Provide positive, negative examples and near misses.
Model representation is an important pre-requisite for learning.
Example:
You cannot learn if you cannot know.
Good teachers help their students by being sure that their students acquire the necessary representation.
You cannot learn if you cannot isolate what is important.
Good teachers help their students by providing not only positive examples, but also negative examples and near misses.
Heuristic used in Learning
Require-link heuristic:
used when an evolving model has a link in a place where a near miss does not. The model link is converted to a Must form.
Forbid-link heuristic:
used when a near miss has a link in a place where an evolving model does not. A Must-not form is installed in the evolving model.
Climb-tree heuristic:
used when an object in an evolving model corresponds to a different object in an example. Must-be-a links are routed to the most specific common class in the classification tree above the model object and the example object.
The enlarge-set heuristic:
used when an object in an evolving model corresponds to a different object in an example and the two objects are not related to each other through a classification tree. Must-be-a links are routed to a new class composed of the union of the objects' classes.
The drop-link heuristic:
used when the objects that are different in an evolving model and in an example form an exhaustive set. The drop-link heuristic is also used when an evolving model has a link that is not in the example. The link is dropped from the model.
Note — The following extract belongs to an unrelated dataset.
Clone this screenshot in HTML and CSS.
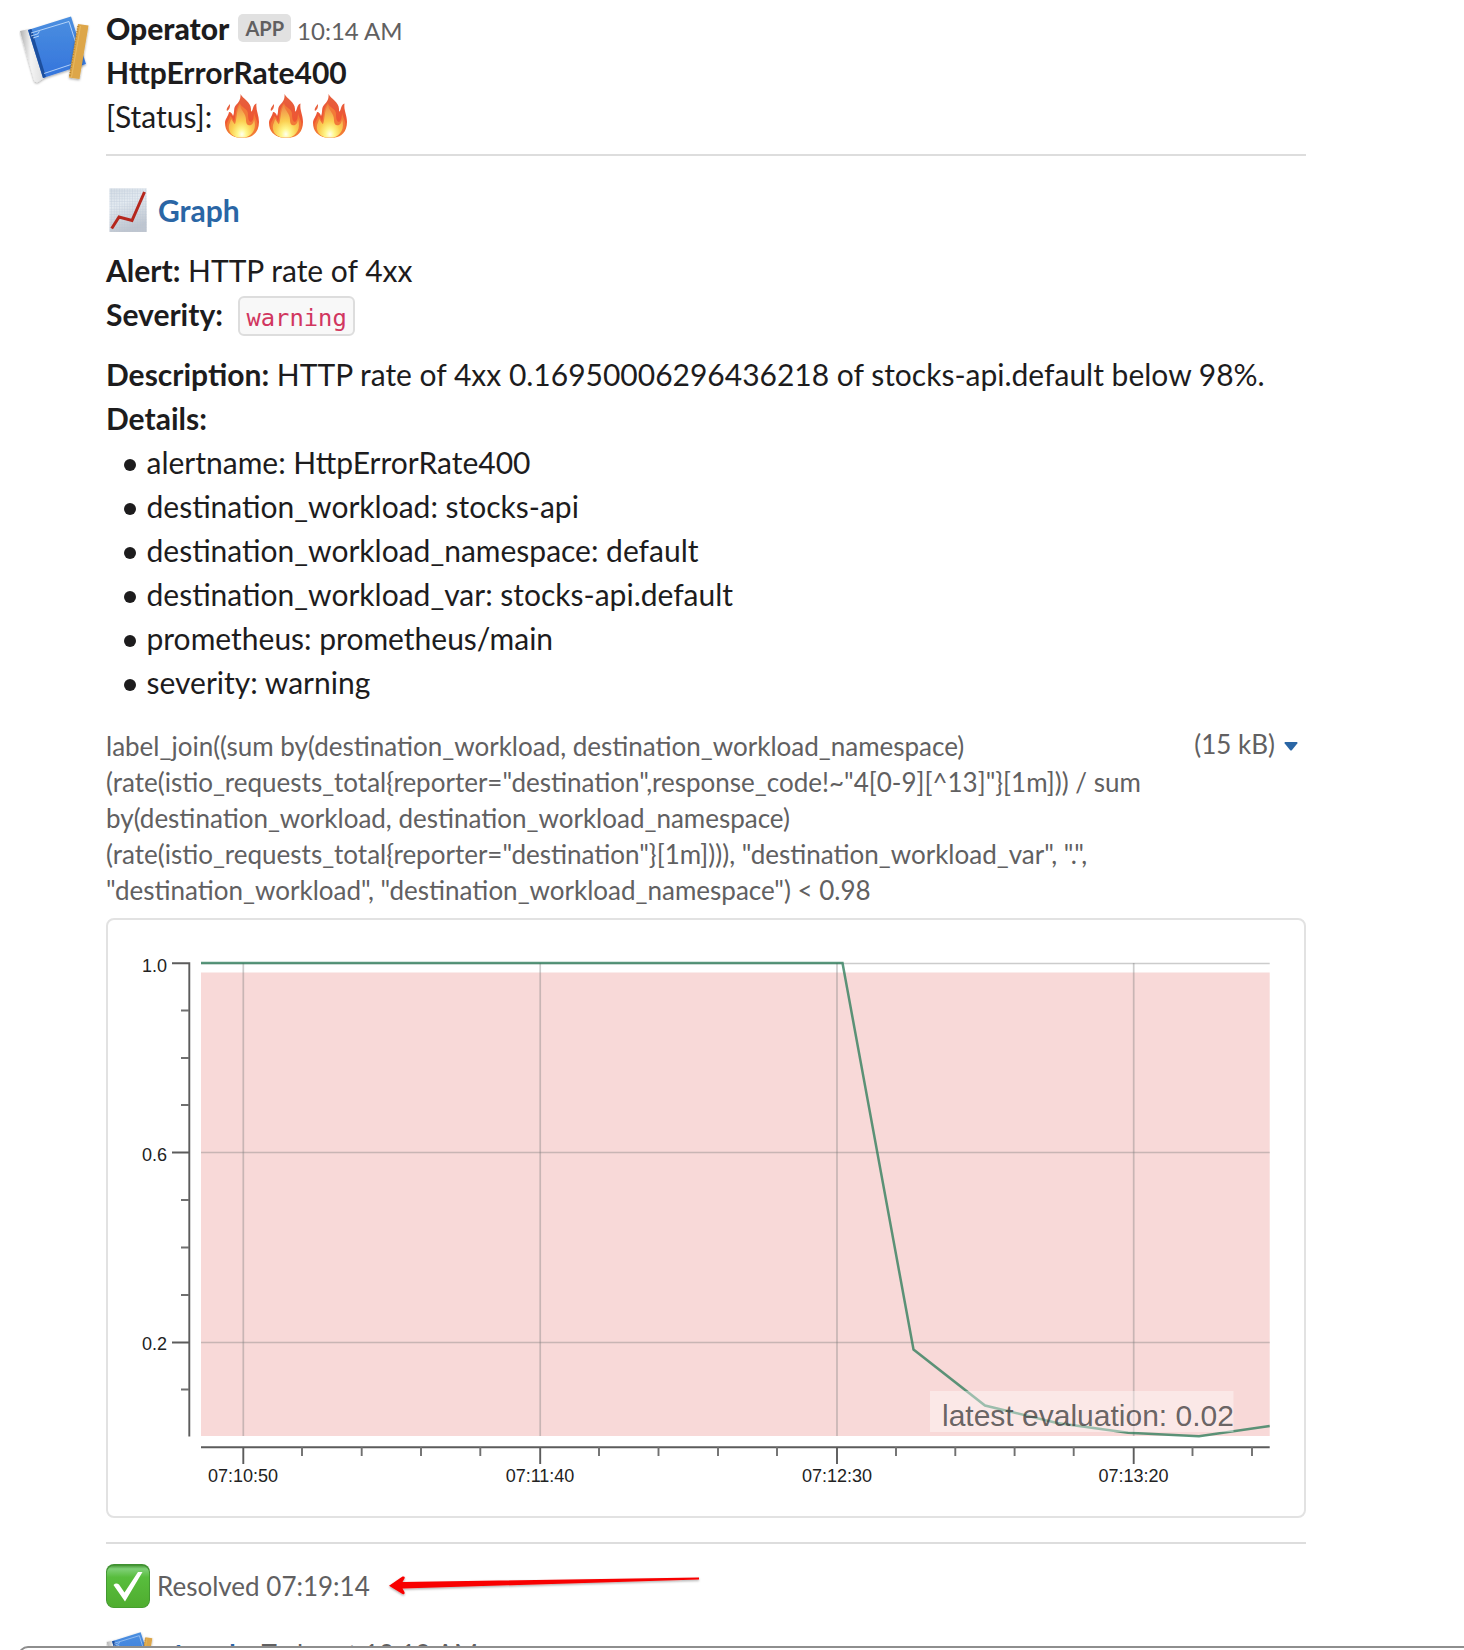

The close-interval heuristic:
used when a number or interval in an evolving model corresponds to a number in an example. If the model uses a number, the number is replaced by an interval spanning the model's number and the example's number. If the model uses an interval, the interval is enlarged to reach the example's number.
Procedure W
Let the description of the first example, which must be an (positive) example, be the initial description.
For all subsequent examples,
if the example is a near miss, use procedure SPECIALIZE.
if the example is an example, use procedure GENERALIZE.
Procedure SPECIALIZE
Match the evolving model to the example to establish correspondences among parts.
Determine whether there is a single, most important difference between the evolving model and the near miss.
If there is a single, most important difference,
If the evolving model has a link that is not in the near miss, use the require-link heuristic.
If the near miss has a link that is not in the model, use the forbid-link heuristic.
Otherwise, ignore the example.
Procedure GENERALIZE
Match the evolving model to the example to establish correspondences among parts.
For each difference, determine the difference type:
If a link points to a class in the evolving model different from the class to which the link points in the example,
If the classes are part of a classification tree, use the climb-tree heuristic.
If the classes form an exhaustive set, use the drop-link heuristic.
Otherwise, use the enlarge-set heuristic.
If a link is missing in the example, use the drop-link heuristic.
If the difference is that different numbers, or an interval and a number outside the interval, are involved, use the close-interval heuristic.
Otherwise, ignore the difference.
Note that it is
difficult to unlearn. Hence:
use the wait-and-see
principle: when there is doubt about
what to do, do
nothing.
[Avoid building a model that will be wrong.]
there will be
situations where a model is not consistent with an example, even
though the model is basically correct.
e.g. Penguins are birds
but cannot fly.
No altering principle: when an
object or situation known to be an example fails to match a general
model, create a special-case exception model.
[Avoid changing a
model, even if it is wrong, because fixing a general model in one
way is likely to break it in another].
Learning
usually must be done in small steps.
If there is too much to
figure out, there is too much room for confusion and error.